A well-written product specification must reflect not only what users need but also how those needs unfold across their experience. Story mapping helps teams break down a product or functionality into manageable work by moving through four connected blocks:

  • Problem to be solved: Who has the problem, what it is, and why it matters. For example, "Users find it difficult to locate a supermarket with the ingredients they need, making it time-consuming to buy what's missing for a recipe."
  • Functionalities: What needs to happen to make the problem disappear. A single problem may require one functionality or several. For example, integrating with supermarkets to check available stock, matching missing ingredients to nearby locations, and surfacing options based on user preferences.
  • User stories: The connector between the problem and the functionality. One effective approach is to organize the spec document by user story, so every requirement traces back to a real user need. This makes it easier for designers, developers, and product managers to understand why each piece of functionality belongs in the spec.
  • Tasks: The specific actions that need to happen to deliver each user story. Breaking stories down into tasks helps engineers plan feasible milestones and helps product managers define scope and prioritize what belongs in the initial version of the spec and what can be deferred.

Story maps also serve as a communication tool. When teams collaborate around the map, they build a shared understanding of the product's intent and dependencies before anything is formally documented.[6]

Pro Tip! Map stories as a journey, not a checklist. It helps teams prioritize by user impact, not by convenience or technical order.

Spotting weak stories

Not every user story captures value clearly, and vague stories often create confusion during development. Common problems include:

  • Missing context
  • Overly technical phrasing
  • Lack of measurable goals

A weak story might sound like "Add login feature" or "Improve dashboard performance." These describe tasks, not user value. In contrast, "As a returning user, I want to log in quickly so I can access my saved data" immediately clarifies who benefits and why it matters.

To strengthen weak stories, teams should revisit the "who–what–why" structure.

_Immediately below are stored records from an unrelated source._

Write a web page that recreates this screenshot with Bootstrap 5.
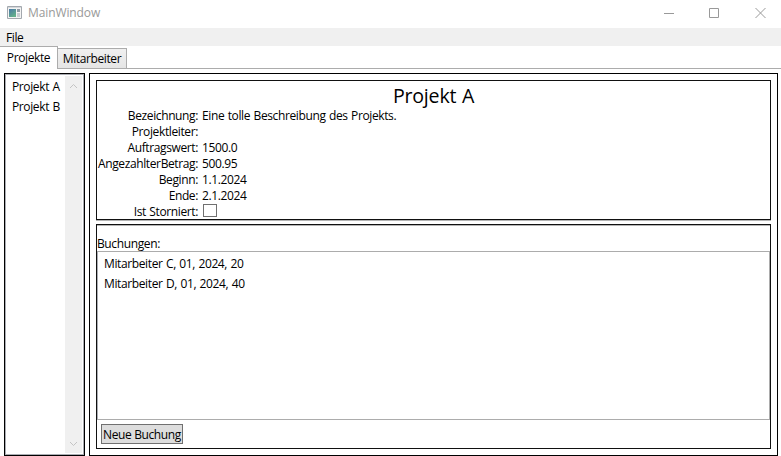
<!DOCTYPE html>
<html lang="de">
<head>
<meta charset="utf-8">
<title>MainWindow</title>
<link href="https://cdn.jsdelivr.net/npm/bootstrap@5.3.0/dist/css/bootstrap.min.css" rel="stylesheet">
<style>
body{width:781px;height:456px;overflow:hidden;background:#fff;color:#000;font:12px/16px "Open Sans","Noto Sans",sans-serif;letter-spacing:-.38px;word-spacing:.7px}
.titlebar{height:28px;padding:0 15px 3px 7px;color:#999}
.titlebar .caption-text{margin-left:6px;letter-spacing:-.1px}
.winbtns{gap:35px}
.menubar{height:18px;background:#f0f0f0;padding:2px 6px 0}
.tabstrip{height:23px;border-bottom:1px solid #acacac}
.tabstrip .nav-link{color:#000;border-radius:0;padding:0;border:1px solid #acacac;margin:0;text-align:center}
.tabstrip .tab-on{width:58px;height:23px;border-left:0;border-bottom:0;background:#fff;padding-top:3px;margin-bottom:-1px}
.tabstrip .tab-off{width:69px;height:21px;border-left:0;border-bottom-color:#acacac;background:linear-gradient(#f0f0f0,#e5e5e5);padding-top:2px;margin-bottom:-1px}
.workspace{height:387px;padding:4px 3px 0 4px;gap:4px}
.projects{width:81px;border:1px solid #000;box-shadow:inset 0 0 0 1px #abadb3;padding:2px}
.projects ul{padding:1px 0 0 5px}
.projects li{height:20px;padding-top:2px;white-space:nowrap}
.scroller{width:17px;background:#f0f0f0;padding:7px 0 6px;margin-right:0}
.detail{border:1px solid #000;padding:6px;min-width:0}
.box{border:1px solid #111}
.info{height:140px;box-shadow:0 1px #b4b4b4}
.info h1{font-size:19.6px;line-height:27px;font-weight:400;margin:0;height:27px;padding-top:1px;letter-spacing:-.2px}
.fields{display:grid;grid-template-columns:101px 1fr;column-gap:4px;grid-auto-rows:16px}
.fields dt{font-weight:400;text-align:right;white-space:nowrap}
.fields dd{margin:0}
.checkbox-sq{display:block;width:14px;height:13px;border:1px solid #707070;margin:0 0 0 1px}
.bookings{height:225px;margin-top:4px;box-shadow:inset 0 1px #b4b4b4}
.bookings .head{height:26px;padding-top:11px}
.entries{height:169px;border:1px solid #acacac;border-left-color:#abadb3;padding:2px 6px}
.entries li{height:20px;padding-top:2px}
.btn.new-booking{width:82px;height:20px;margin:4px 0 0 4px;padding:1px 0 0;border:1px solid #707070;border-radius:0;background:#ddd;color:#000;font:inherit;letter-spacing:inherit;line-height:16px;white-space:nowrap}
</style>
<script src="https://cdn.jsdelivr.net/npm/bootstrap@5.3.0/dist/js/bootstrap.bundle.min.js"></script>
</head>
<body>
<header class="titlebar d-flex align-items-center">
 <svg width="15" height="13" viewBox="0 0 15 13"><defs><linearGradient id="pane" x2=".6" y2="1"><stop stop-color="#4a78a8"/><stop offset="1" stop-color="#63b08a"/></linearGradient></defs><path d="M.5.5h14v12H.5z" fill="#f4f4f4" stroke="#a3a8ae"/><path d="M1 1h13v1H1z" fill="#d5d8db"/><path d="M2 3h7v8H2z" fill="url(#pane)"/><path d="M10 3h3v3h-3z" fill="#8f9ba6"/><path d="M10 7h3v4h-3z" fill="#c8cdd2"/></svg>
 <span class="caption-text">MainWindow</span>
 <div class="winbtns d-flex ms-auto">
  <svg width="10" height="10" stroke="#999"><path d="M0 5.5h10"/></svg>
  <svg width="11" height="10" fill="none" stroke="#999"><path d="M.5.5h9v9h-9z"/></svg>
  <svg width="11" height="10" stroke="#999"><path d="M.5 0l10 10M10.500 0l-10 10"/></svg>
 </div>
</header>
<nav class="menubar">File</nav>
<nav class="tabstrip nav align-items-end">
 <a class="nav-link tab-on">Projekte</a>
 <a class="nav-link tab-off">Mitarbeiter</a>
</nav>
<main class="workspace d-flex">
 <aside class="projects d-flex flex-shrink-0">
  <ul class="list-unstyled mb-0 flex-grow-1"><li>Projekt A</li><li>Projekt B</li></ul>
  <div class="scroller d-flex flex-column justify-content-between align-items-center">
   <svg width="9" height="6" fill="none" stroke="#c4c4c4"><path d="M1 5l3.500-3.500L8 5"/></svg>
   <svg width="9" height="6" fill="none" stroke="#c4c4c4"><path d="M1 1l3.500 3.500L8 1"/></svg>
  </div>
 </aside>
 <section class="detail flex-grow-1">
  <div class="box info">
   <h1 class="text-center">Projekt A</h1>
   <dl class="fields mb-0">
    <dt>Bezeichnung:</dt><dd>Eine tolle Beschreibung des Projekts.</dd>
    <dt>Projektleiter:</dt><dd></dd>
    <dt>Auftragswert:</dt><dd>1500.0</dd>
    <dt>AngezahlterBetrag:</dt><dd>500.95</dd>
    <dt>Beginn:</dt><dd>1.1.2024</dd>
    <dt>Ende:</dt><dd>2.1.2024</dd>
    <dt>Ist Storniert:</dt><dd><span class="checkbox-sq"></span></dd>
   </dl>
  </div>
  <div class="box bookings">
   <div class="head">Buchungen:</div>
   <ul class="entries list-unstyled mb-0"><li>Mitarbeiter C, 01, 2024, 20</li><li>Mitarbeiter D, 01, 2024, 40</li></ul>
   <button class="btn new-booking d-block">Neue Buchung</button>
  </div>
 </section>
</main>
</body>
</html>
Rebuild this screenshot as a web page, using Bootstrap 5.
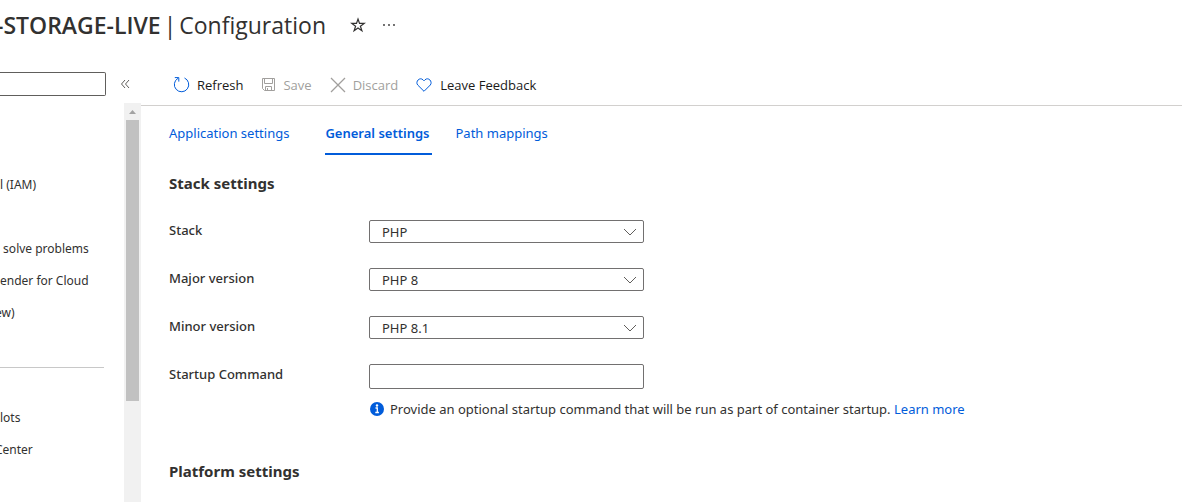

Each story must name the user, define the goal, and explain the benefit. Reviewing stories together also helps catch gaps in reasoning or alignment with personas.

That said, not every feature needs a user story. If the development team can get all the context they need from the PRD or spec, a user story may add little value. The goal is not to create documentation for its own sake, but to create it because it genuinely helps the team build the right thing. When unclear stories slip into specifications, they distort priorities and create mismatched expectations across design and engineering. The question to ask is always whether the story adds clarity that isn't already captured elsewhere.

Aligning stories with product specs

User stories bring context to product specifications by connecting requirements to the people who will use the product. When each story is referenced within the document, it ensures that design, technical, and business decisions stay aligned with real user needs without losing focus on measurable outcomes.

In practice, integrating stories into specifications strengthens collaboration between roles. Designers can verify that user flows reflect the intended goals, engineers can implement with a clear sense of purpose, and QA teams can test against the same acceptance criteria that define success for users. This shared reference system creates consistency across all deliverables. It turns specifications into a single source of truth where empathy and evidence coexist, helping teams reason not only about what is being built, but also why it matters.

Pro Tip! Use user stories as anchors in specifications. They align design, engineering, and QA on both intent and quality.